What happened next is almost a blur now. Between Zoom calls, Slack channels, Google Docs, Hangouts, and Github, a project started to come together. There were some long days, late nights, and weekends, for sure. We shipped a lot of code over the next few weeks. Enormous kudos goes to both Jonny and Sam – two coders at TPP – for their role in making this happen. An extra mention goes to Jonny, who has simultaneously dealt with lockdown, work, and two new twins! (Read Jonny’s thoughts on the project here).

Running in parallel with technical developments was a significant workstream on information governance and ethics. Again, this was a collaborative effort between the teams, but it was coordinated and delivered by NHS England and NHSX. The project would have gone nowhere without their hard work and support. So, only a few weeks after the first phone call, we got permission to build the research platform. The permission enabled us to link data from primary care, hospitals, emergency departments, intensive care, and laboratories, with death certificates. We’ve also had the ongoing opportunity to revisit these permissions if and when the research teams have needed more data sets as the Covid situation has evolved. Again, there was more goodwill and hard work from organisations across the country to make this actually happen, in particular, from the analytic teams at ONS, ICNARC, and NHS England.

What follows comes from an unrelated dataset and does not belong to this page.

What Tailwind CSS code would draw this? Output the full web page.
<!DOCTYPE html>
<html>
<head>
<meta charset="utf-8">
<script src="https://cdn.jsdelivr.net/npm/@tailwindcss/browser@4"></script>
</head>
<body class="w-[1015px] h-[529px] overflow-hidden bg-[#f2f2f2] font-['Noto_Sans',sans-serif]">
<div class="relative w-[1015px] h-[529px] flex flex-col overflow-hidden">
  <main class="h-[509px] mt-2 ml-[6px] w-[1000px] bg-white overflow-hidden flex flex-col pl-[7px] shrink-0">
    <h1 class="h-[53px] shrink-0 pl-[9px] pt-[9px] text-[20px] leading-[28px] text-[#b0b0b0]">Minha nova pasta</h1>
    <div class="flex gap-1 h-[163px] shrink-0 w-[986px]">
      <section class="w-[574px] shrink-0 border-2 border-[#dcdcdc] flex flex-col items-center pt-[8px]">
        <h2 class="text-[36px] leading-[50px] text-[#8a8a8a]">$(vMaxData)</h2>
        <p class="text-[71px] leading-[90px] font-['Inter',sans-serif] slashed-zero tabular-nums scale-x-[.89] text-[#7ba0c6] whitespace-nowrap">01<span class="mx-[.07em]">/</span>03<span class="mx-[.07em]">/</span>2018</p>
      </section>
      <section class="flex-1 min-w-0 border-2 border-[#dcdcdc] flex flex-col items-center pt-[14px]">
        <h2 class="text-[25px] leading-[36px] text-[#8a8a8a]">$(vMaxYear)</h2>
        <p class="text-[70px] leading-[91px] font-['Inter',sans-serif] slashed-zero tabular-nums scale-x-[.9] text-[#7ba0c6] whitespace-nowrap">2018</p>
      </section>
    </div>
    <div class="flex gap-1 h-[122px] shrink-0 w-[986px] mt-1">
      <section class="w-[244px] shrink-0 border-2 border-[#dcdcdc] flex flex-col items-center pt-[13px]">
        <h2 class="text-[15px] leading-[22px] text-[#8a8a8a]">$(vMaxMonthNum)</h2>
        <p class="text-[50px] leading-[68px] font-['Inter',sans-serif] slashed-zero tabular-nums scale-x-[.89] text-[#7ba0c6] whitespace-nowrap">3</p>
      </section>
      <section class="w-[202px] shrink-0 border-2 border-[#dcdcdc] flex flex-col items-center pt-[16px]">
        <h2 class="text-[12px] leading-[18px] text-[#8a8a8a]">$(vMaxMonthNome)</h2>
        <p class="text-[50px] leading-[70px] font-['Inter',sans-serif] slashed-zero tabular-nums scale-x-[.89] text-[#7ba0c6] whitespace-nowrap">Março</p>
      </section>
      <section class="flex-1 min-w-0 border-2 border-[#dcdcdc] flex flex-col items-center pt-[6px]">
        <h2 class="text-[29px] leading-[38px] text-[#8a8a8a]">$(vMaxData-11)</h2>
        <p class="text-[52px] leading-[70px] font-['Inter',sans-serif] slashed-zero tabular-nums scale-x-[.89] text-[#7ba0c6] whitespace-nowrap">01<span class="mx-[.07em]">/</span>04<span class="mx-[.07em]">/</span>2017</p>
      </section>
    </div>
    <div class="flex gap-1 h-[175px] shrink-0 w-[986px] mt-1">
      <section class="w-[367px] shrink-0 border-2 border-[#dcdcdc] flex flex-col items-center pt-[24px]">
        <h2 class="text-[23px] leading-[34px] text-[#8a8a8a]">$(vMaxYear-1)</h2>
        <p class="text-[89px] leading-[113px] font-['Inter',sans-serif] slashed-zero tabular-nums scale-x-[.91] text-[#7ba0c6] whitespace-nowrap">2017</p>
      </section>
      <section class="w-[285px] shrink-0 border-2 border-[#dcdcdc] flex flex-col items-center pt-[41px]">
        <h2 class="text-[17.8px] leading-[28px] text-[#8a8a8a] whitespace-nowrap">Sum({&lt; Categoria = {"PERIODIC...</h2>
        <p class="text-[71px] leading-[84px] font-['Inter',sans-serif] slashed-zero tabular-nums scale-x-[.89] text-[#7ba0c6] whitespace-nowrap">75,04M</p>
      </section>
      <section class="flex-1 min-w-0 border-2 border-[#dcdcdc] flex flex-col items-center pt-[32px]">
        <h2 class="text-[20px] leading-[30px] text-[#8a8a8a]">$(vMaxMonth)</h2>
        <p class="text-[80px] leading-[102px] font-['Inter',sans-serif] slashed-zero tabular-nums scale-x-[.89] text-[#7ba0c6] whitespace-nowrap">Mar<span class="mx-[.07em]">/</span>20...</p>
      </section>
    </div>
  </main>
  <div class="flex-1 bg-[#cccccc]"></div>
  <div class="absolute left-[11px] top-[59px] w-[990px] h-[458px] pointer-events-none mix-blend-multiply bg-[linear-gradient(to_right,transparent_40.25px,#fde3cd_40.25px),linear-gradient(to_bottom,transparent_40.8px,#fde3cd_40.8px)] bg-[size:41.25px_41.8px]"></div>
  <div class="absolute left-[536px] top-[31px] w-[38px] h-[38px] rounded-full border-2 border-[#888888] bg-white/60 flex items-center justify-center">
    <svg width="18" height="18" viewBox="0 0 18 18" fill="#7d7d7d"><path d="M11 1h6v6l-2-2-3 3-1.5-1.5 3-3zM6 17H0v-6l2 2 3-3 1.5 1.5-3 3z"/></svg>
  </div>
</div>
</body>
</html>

The result of all this work is the OpenSAFELY platform. It’s a linked, deidentified EHR data platform for over 24 million people in England. It was created under the government’s emergency Control of Patient Information (COPI) regulations for the purposes of Covid research. It’s not just a new platform though, it’s a completely new way of doing EHR research. We haven’t needed to move huge extracts of EHR data around to other research environments. The data stays where it is, inside the secure data centre where the patient records are already sorted. The analytics comes to the data. No data can ever leave the existing EHR infrastructure, only the research results. We’ve gone further than this too. The epidemiology teams can only access the aggregate, low-dimensional data they need to do their research. The high-dimensional, event-level research data remains hidden from them. This forms a highly-secure layer of privacy control, without sacrificing the detail in the underlying data sets. It’s a new type of trusted-research environment, with a bespoke build purely for high-powered EHR research.

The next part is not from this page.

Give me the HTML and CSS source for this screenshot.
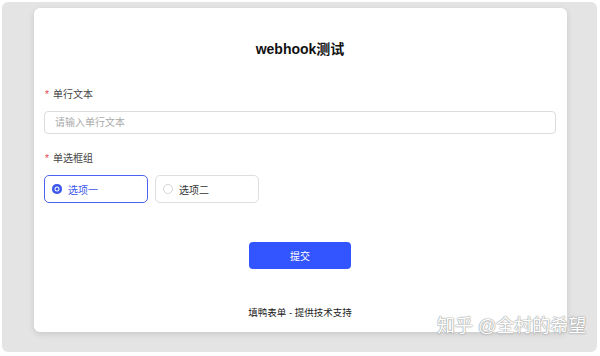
FILE: index.html
```html
<!DOCTYPE html>
<html lang="zh-CN">
<head>
  <meta charset="UTF-8">
  <title>webhook测试</title>
  <link rel="stylesheet" href="styles.css">
</head>
<body>
  <div class="frame">
    <div class="card">
      <h1 class="title">webhook测试</h1>

      <div class="field">
        <div class="label"><span class="star">*</span>单行文本</div>
        <input class="text-input" type="text" placeholder="请输入单行文本">
      </div>

      <div class="field radios-field">
        <div class="label"><span class="star">*</span>单选框组</div>
        <div class="radio-group">
          <label class="radio checked"><span class="dot"></span>选项一</label>
          <label class="radio"><span class="dot"></span>选项二</label>
        </div>
      </div>

      <div class="actions">
        <button class="submit">提交</button>
      </div>

      <p class="footer">填鸭表单 - 提供技术支持</p>
    </div>
  </div>

  <div class="watermark">知乎 @全村的希望</div>
</body>
</html>
```

FILE: styles.css
```css
body {
  margin: 0;
  padding: 2px 3px 0 2px;
  background: #fff;
  font-family: "Liberation Sans", "Noto Sans CJK SC", sans-serif;
  color: #222;
}

.frame {
  height: 350px;
  box-sizing: border-box;
  padding: 6px 30px 0 32px;
  background: #e4e4e4;
  border-radius: 6px;
}

.card {
  height: 324px;
  box-sizing: border-box;
  padding: 31px 11px 0 10px;
  background: #fff;
  border-radius: 6px;
  box-shadow: 0 2px 6px rgba(0,0,0,0.12);
}

.title {
  margin: 0;
  font-size: 14px;
  line-height: 20px;
  font-weight: 600;
  text-align: center;
  color: #111;
}

.field {
  margin-top: 27px;
}

.radios-field {
  margin-top: 16px;
}

.label {
  padding-top: 2px;
  font-size: 10px;
  line-height: 14px;
  color: #444;
}

.star {
  color: #e54545;
  margin-right: 4px;
  margin-left: 1px;
}

.text-input {
  display: block;
  width: 100%;
  height: 23px;
  box-sizing: border-box;
  margin-top: 9px;
  padding: 0 10px;
  border: 1px solid #dcdcdc;
  border-radius: 4px;
  font-family: inherit;
  font-size: 10px;
  outline: none;
}

.text-input::placeholder {
  color: #aaa;
}

.radio-group {
  display: flex;
  gap: 7px;
  margin-top: 9px;
}

.radio {
  display: flex;
  align-items: center;
  width: 104px;
  height: 28px;
  box-sizing: border-box;
  padding-left: 7px;
  border: 1px solid #dedede;
  border-radius: 5px;
  font-size: 10px;
  color: #333;
}

.radio .dot {
  width: 10px;
  height: 10px;
  box-sizing: border-box;
  margin-right: 6px;
  border: 1px solid #d6d6d6;
  border-radius: 50%;
}

.radio.checked {
  border-color: #4c63ef;
  color: #3a55ee;
}

.radio.checked .dot {
  border: none;
  background: #3a55ee;
  box-shadow: inset 0 0 0 2.5px #3a55ee, inset 0 0 0 3.5px #fff;
}

.actions {
  display: flex;
  justify-content: center;
  margin-top: 39px;
}

.submit {
  width: 102px;
  height: 27px;
  border: none;
  border-radius: 4px;
  background: #3355ff;
  color: #fff;
  font-family: inherit;
  font-size: 10px;
}

.footer {
  margin: 37px 0 0;
  font-size: 9.5px;
  line-height: 14px;
  text-align: center;
  color: #222;
}

.watermark {
  position: absolute;
  left: 437px;
  top: 314px;
  font-size: 18px;
  line-height: 24px;
  color: #fff;
  text-shadow: 0 0 1px #999, 0 0 1px #999, 0 0 2px rgba(0,0,0,0.25);
}
```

The first research output from the platform was the largest Covid study performed anywhere in the world, an analysis of Covid risk factors from over 17 million individuals. The study received a lot of attention globally and has now been published in Nature. There are a number of TPP staff who co-authored the paper and a big acknowledgement for the work of the technical support teams here too. In fact, the technical approach received a lot of attention itself, with articles in The Economist, New York Times, and ZDNet. The next set of outputs are now ready for publication, including important analyses into Covid treatment and prevention.

The project is built on being open and transparent. All the outputs, the code, the SQL, the disease definitions, the terminology lists, and the research protocols are available publicly on the project website and in the GitHub repo. We’re encouraging other research teams to use these, to comment on them, and to contribute back. A priority now is also to onboard other teams, from both the technical and ethical viewpoints. This is work in progress, but we are still only about 12 weeks in!

It’s been a whirlwind of a project and one of the most extraordinary things I’ve ever worked on. Bringing together the EHR vendors and the researchers, supported by a new breed of ‘developer-epidemiologists’ inside academia, has proved to be a very powerful idea. This approach, together with the security and speed that can be achieved by leaving data in-situ, is a legacy I hope can continue. I’ve met some brilliant people, doing phenomenal, important research. One day, I hope to meet them in the real-world too.